(Front-end source files)
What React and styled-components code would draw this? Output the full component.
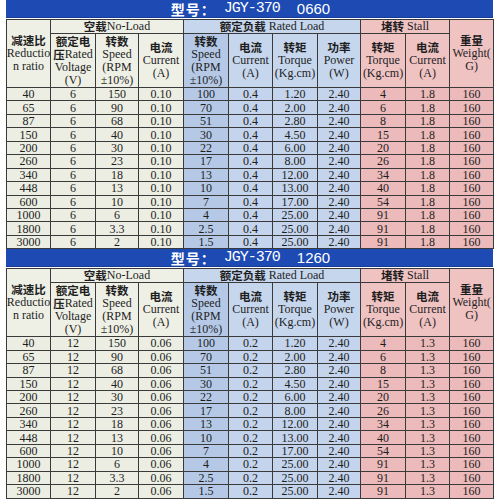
import React from "react";
import styled, { createGlobalStyle } from "styled-components";

const GlobalStyle = createGlobalStyle`
  body {
    margin: 0;
    background: #ffffff;
    font-family: "Liberation Serif", "Noto Sans CJK SC", serif;
  }
`;

const base = [
  ["40", "150", "100", "1.20", "4"],
  ["65", "90", "70", "2.00", "6"],
  ["87", "68", "51", "2.80", "8"],
  ["150", "40", "30", "4.50", "15"],
  ["200", "30", "22", "6.00", "20"],
  ["260", "23", "17", "8.00", "26"],
  ["340", "18", "13", "12.00", "34"],
  ["448", "13", "10", "13.00", "40"],
  ["600", "10", "7", "17.00", "54"],
  ["1000", "6", "4", "25.00", "91"],
  ["1800", "3.3", "2.5", "25.00", "91"],
  ["3000", "2", "1.5", "25.00", "91"],
];

const models = [
  { code: "0660", volt: "6", cur: "0.10", loadCur: "0.4", stallCur: "1.8" },
  { code: "1260", volt: "12", cur: "0.06", loadCur: "0.2", stallCur: "1.3" },
];

const widths = [44, 45, 43, 45, 45, 44, 45, 43, 45, 44, 44];

const colors = {
  idle: "#eceee3",
  idleHead: "#eef0e6",
  speed: "#b5c9e7",
  load: "#c3d4ec",
  loadHead: "#c6d6ed",
  stall: "#ecbaba",
  stallHead: "#f0c3c3",
};

// label cells of the second header row: [cjk, ...latin lines], background
const labels = [
  [["额定电", "压|Rated", "Voltage", "(V)"], colors.idleHead],
  [["转数", "Speed", "(RPM", "±10%)"], colors.idleHead],
  [["电流", "Current", "(A)"], colors.idleHead],
  [["转数", "Speed", "(RPM", "±10%)"], colors.speed],
  [["电流", "Current", "(A)"], colors.loadHead],
  [["转矩", "Torque", "(Kg.cm)"], colors.loadHead],
  [["功率", "Power", "(W)"], colors.loadHead],
  [["转矩", "Torque", "(Kg.cm)"], colors.stallHead],
  [["电流", "Current", "(A)"], colors.stallHead],
];

function LabelText({ lines }) {
  return lines.map((text, i) => {
    if (i === 0) {
      return (
        <Line key={i}>
          <Cjk>{text}</Cjk>
        </Line>
      );
    }
    const [cjk, latin] = text.includes("|") ? text.split("|") : [null, text];
    return (
      <Line key={i}>
        {cjk && <Cjk>{cjk}</Cjk>}
        {latin}
      </Line>
    );
  });
}

export default function App() {
  return (
    <>
      <GlobalStyle />
      <Page>
        {models.map((m) => (
          <Block key={m.code}>
            <TitleBar>
              <TitleCjk>型号：</TitleCjk>
              <Mono>JGY-370</Mono>
              <Code>{m.code}</Code>
            </TitleBar>
            <Table>
              <colgroup>
                {widths.map((w, i) => (
                  <col key={i} style={{ width: w }} />
                ))}
              </colgroup>
              <thead>
                <SectionRow>
                  <Head rowSpan={2} $bg={colors.idleHead}>
                    <LabelText lines={["减速比", "Reductio", "n ratio"]} />
                  </Head>
                  <Head colSpan={3} $bg={colors.idleHead}>
                    <Line>
                      <Cjk>空载</Cjk>No-Load
                    </Line>
                  </Head>
                  <Head colSpan={4} $bg={colors.loadHead}>
                    <Line>
                      <Cjk>额定负载</Cjk> Rated Load
                    </Line>
                  </Head>
                  <Head colSpan={2} $bg={colors.stallHead}>
                    <Line>
                      <Cjk>堵转</Cjk> Stall
                    </Line>
                  </Head>
                  <Head rowSpan={2} $bg={colors.stallHead}>
                    <LabelText lines={["重量", "Weight(", "G)"]} />
                  </Head>
                </SectionRow>
                <LabelRow>
                  {labels.map(([lines, bg], i) => (
                    <Head key={i} $bg={bg}>
                      <LabelText lines={lines} />
                    </Head>
                  ))}
                </LabelRow>
              </thead>
              <tbody>
                {base.map(([ratio, speed, loadSpeed, torque, stallTorque]) => (
                  <DataRow key={ratio}>
                    <Cell $bg={colors.idle}>{ratio}</Cell>
                    <Cell $bg={colors.idle}>{m.volt}</Cell>
                    <Cell $bg={colors.idle}>{speed}</Cell>
                    <Cell $bg={colors.idle}>{m.cur}</Cell>
                    <Cell $bg={colors.speed}>{loadSpeed}</Cell>
                    <Cell $bg={colors.load}>{m.loadCur}</Cell>
                    <Cell $bg={colors.load}>{torque}</Cell>
                    <Cell $bg={colors.load}>2.40</Cell>
                    <Cell $bg={colors.stall}>{stallTorque}</Cell>
                    <Cell $bg={colors.stall}>{m.stallCur}</Cell>
                    <Cell $bg={colors.stall}>160</Cell>
                  </DataRow>
                ))}
              </tbody>
            </Table>
          </Block>
        ))}
      </Page>
    </>
  );
}

// =========================== STYLES ============================= //

const Page = styled.div`
  padding-left: 6px;
  width: 487px;
  display: flex;
  flex-direction: column;
`;

const Block = styled.section`
  display: flex;
  flex-direction: column;
  gap: 1px;
`;

const TitleBar = styled.div`
  height: 18px;
  background: #1d4ab3;
  border-bottom: 1px solid #163c96;
  box-sizing: border-box;
  color: #ffffff;
  display: flex;
  align-items: center;
  justify-content: center;
  padding-left: 2px;
`;

const TitleCjk = styled.span`
  font-family: "Noto Sans CJK SC", sans-serif;
  font-weight: 700;
  font-size: 14px;
  line-height: 16px;
  letter-spacing: 1px;
`;

const Mono = styled.span`
  font-family: "Liberation Mono", monospace;
  font-size: 15px;
  line-height: 16px;
  letter-spacing: -1px;
  margin-left: 8px;
`;

const Code = styled.span`
  font-family: "Liberation Sans", sans-serif;
  font-size: 15px;
  line-height: 16px;
  margin-left: 17px;
`;

const Line = styled.div`
  height: 13px;
  line-height: 13px;
  display: flex;
  align-items: center;
  justify-content: center;
  white-space: pre;
`;

const Cjk = styled.span`
  font-family: "Noto Sans CJK SC", sans-serif;
  font-weight: 600;
  font-size: 11.5px;
  line-height: 13px;
`;

const Table = styled.table`
  width: 487px;
  table-layout: fixed;
  border-collapse: collapse;
  border: 1px solid #2c2c2c;
  font-family: "Liberation Serif", "Noto Sans CJK SC", serif;
  color: #1e1e1e;
`;

const SectionRow = styled.tr`
  height: 13px;
`;

const LabelRow = styled.tr`
  height: 54px;
`;

const DataRow = styled.tr`
  height: 13.45px;
`;

const Head = styled.th`
  background: ${(p) => p.$bg};
  border: 1px solid #3a3a3a;
  padding: 0;
  font-size: 12px;
  font-weight: 400;
  text-align: center;
  vertical-align: middle;
  overflow: hidden;
`;

const Cell = styled.td`
  background: ${(p) => p.$bg};
  border: 1px solid #3a3a3a;
  padding: 0;
  font-size: 12px;
  line-height: 12px;
  text-align: center;
  white-space: nowrap;
`;
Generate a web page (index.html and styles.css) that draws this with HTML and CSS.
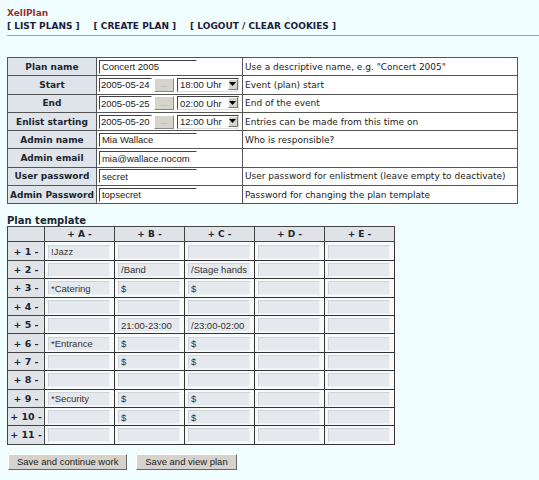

* **EXERCISE AIM**
Omit the pictures, and quote the material above exactly as given.

* **CORRECT ANSWER**
What React and styled-components code would draw this? Output the full component.
import React from "react";
import styled, { createGlobalStyle } from "styled-components";

const GlobalStyle = createGlobalStyle`
  body {
    margin: 0;
    background: #ffffff;
    font-family: "Liberation Serif", "Noto Sans CJK SC", serif;
  }
`;

const base = [
  ["40", "150", "100", "1.20", "4"],
  ["65", "90", "70", "2.00", "6"],
  ["87", "68", "51", "2.80", "8"],
  ["150", "40", "30", "4.50", "15"],
  ["200", "30", "22", "6.00", "20"],
  ["260", "23", "17", "8.00", "26"],
  ["340", "18", "13", "12.00", "34"],
  ["448", "13", "10", "13.00", "40"],
  ["600", "10", "7", "17.00", "54"],
  ["1000", "6", "4", "25.00", "91"],
  ["1800", "3.3", "2.5", "25.00", "91"],
  ["3000", "2", "1.5", "25.00", "91"],
];

const models = [
  { code: "0660", volt: "6", cur: "0.10", loadCur: "0.4", stallCur: "1.8" },
  { code: "1260", volt: "12", cur: "0.06", loadCur: "0.2", stallCur: "1.3" },
];

const widths = [44, 45, 43, 45, 45, 44, 45, 43, 45, 44, 44];

const colors = {
  idle: "#eceee3",
  idleHead: "#eef0e6",
  speed: "#b5c9e7",
  load: "#c3d4ec",
  loadHead: "#c6d6ed",
  stall: "#ecbaba",
  stallHead: "#f0c3c3",
};

// label cells of the second header row: [cjk, ...latin lines], background
const labels = [
  [["额定电", "压|Rated", "Voltage", "(V)"], colors.idleHead],
  [["转数", "Speed", "(RPM", "±10%)"], colors.idleHead],
  [["电流", "Current", "(A)"], colors.idleHead],
  [["转数", "Speed", "(RPM", "±10%)"], colors.speed],
  [["电流", "Current", "(A)"], colors.loadHead],
  [["转矩", "Torque", "(Kg.cm)"], colors.loadHead],
  [["功率", "Power", "(W)"], colors.loadHead],
  [["转矩", "Torque", "(Kg.cm)"], colors.stallHead],
  [["电流", "Current", "(A)"], colors.stallHead],
];

function LabelText({ lines }) {
  return lines.map((text, i) => {
    if (i === 0) {
      return (
        <Line key={i}>
          <Cjk>{text}</Cjk>
        </Line>
      );
    }
    const [cjk, latin] = text.includes("|") ? text.split("|") : [null, text];
    return (
      <Line key={i}>
        {cjk && <Cjk>{cjk}</Cjk>}
        {latin}
      </Line>
    );
  });
}

export default function App() {
  return (
    <>
      <GlobalStyle />
      <Page>
        {models.map((m) => (
          <Block key={m.code}>
            <TitleBar>
              <TitleCjk>型号：</TitleCjk>
              <Mono>JGY-370</Mono>
              <Code>{m.code}</Code>
            </TitleBar>
            <Table>
              <colgroup>
                {widths.map((w, i) => (
                  <col key={i} style={{ width: w }} />
                ))}
              </colgroup>
              <thead>
                <SectionRow>
                  <Head rowSpan={2} $bg={colors.idleHead}>
                    <LabelText lines={["减速比", "Reductio", "n ratio"]} />
                  </Head>
                  <Head colSpan={3} $bg={colors.idleHead}>
                    <Line>
                      <Cjk>空载</Cjk>No-Load
                    </Line>
                  </Head>
                  <Head colSpan={4} $bg={colors.loadHead}>
                    <Line>
                      <Cjk>额定负载</Cjk> Rated Load
                    </Line>
                  </Head>
                  <Head colSpan={2} $bg={colors.stallHead}>
                    <Line>
                      <Cjk>堵转</Cjk> Stall
                    </Line>
                  </Head>
                  <Head rowSpan={2} $bg={colors.stallHead}>
                    <LabelText lines={["重量", "Weight(", "G)"]} />
                  </Head>
                </SectionRow>
                <LabelRow>
                  {labels.map(([lines, bg], i) => (
                    <Head key={i} $bg={bg}>
                      <LabelText lines={lines} />
                    </Head>
                  ))}
                </LabelRow>
              </thead>
              <tbody>
                {base.map(([ratio, speed, loadSpeed, torque, stallTorque]) => (
                  <DataRow key={ratio}>
                    <Cell $bg={colors.idle}>{ratio}</Cell>
                    <Cell $bg={colors.idle}>{m.volt}</Cell>
                    <Cell $bg={colors.idle}>{speed}</Cell>
                    <Cell $bg={colors.idle}>{m.cur}</Cell>
                    <Cell $bg={colors.speed}>{loadSpeed}</Cell>
                    <Cell $bg={colors.load}>{m.loadCur}</Cell>
                    <Cell $bg={colors.load}>{torque}</Cell>
                    <Cell $bg={colors.load}>2.40</Cell>
                    <Cell $bg={colors.stall}>{stallTorque}</Cell>
                    <Cell $bg={colors.stall}>{m.stallCur}</Cell>
                    <Cell $bg={colors.stall}>160</Cell>
                  </DataRow>
                ))}
              </tbody>
            </Table>
          </Block>
        ))}
      </Page>
    </>
  );
}

// =========================== STYLES ============================= //

const Page = styled.div`
  padding-left: 6px;
  width: 487px;
  display: flex;
  flex-direction: column;
`;

const Block = styled.section`
  display: flex;
  flex-direction: column;
  gap: 1px;
`;

const TitleBar = styled.div`
  height: 18px;
  background: #1d4ab3;
  border-bottom: 1px solid #163c96;
  box-sizing: border-box;
  color: #ffffff;
  display: flex;
  align-items: center;
  justify-content: center;
  padding-left: 2px;
`;

const TitleCjk = styled.span`
  font-family: "Noto Sans CJK SC", sans-serif;
  font-weight: 700;
  font-size: 14px;
  line-height: 16px;
  letter-spacing: 1px;
`;

const Mono = styled.span`
  font-family: "Liberation Mono", monospace;
  font-size: 15px;
  line-height: 16px;
  letter-spacing: -1px;
  margin-left: 8px;
`;

const Code = styled.span`
  font-family: "Liberation Sans", sans-serif;
  font-size: 15px;
  line-height: 16px;
  margin-left: 17px;
`;

const Line = styled.div`
  height: 13px;
  line-height: 13px;
  display: flex;
  align-items: center;
  justify-content: center;
  white-space: pre;
`;

const Cjk = styled.span`
  font-family: "Noto Sans CJK SC", sans-serif;
  font-weight: 600;
  font-size: 11.5px;
  line-height: 13px;
`;

const Table = styled.table`
  width: 487px;
  table-layout: fixed;
  border-collapse: collapse;
  border: 1px solid #2c2c2c;
  font-family: "Liberation Serif", "Noto Sans CJK SC", serif;
  color: #1e1e1e;
`;

const SectionRow = styled.tr`
  height: 13px;
`;

const LabelRow = styled.tr`
  height: 54px;
`;

const DataRow = styled.tr`
  height: 13.45px;
`;

const Head = styled.th`
  background: ${(p) => p.$bg};
  border: 1px solid #3a3a3a;
  padding: 0;
  font-size: 12px;
  font-weight: 400;
  text-align: center;
  vertical-align: middle;
  overflow: hidden;
`;

const Cell = styled.td`
  background: ${(p) => p.$bg};
  border: 1px solid #3a3a3a;
  padding: 0;
  font-size: 12px;
  line-height: 12px;
  text-align: center;
  white-space: nowrap;
`;
Generate a web page (index.html and styles.css) that draws this with HTML and CSS.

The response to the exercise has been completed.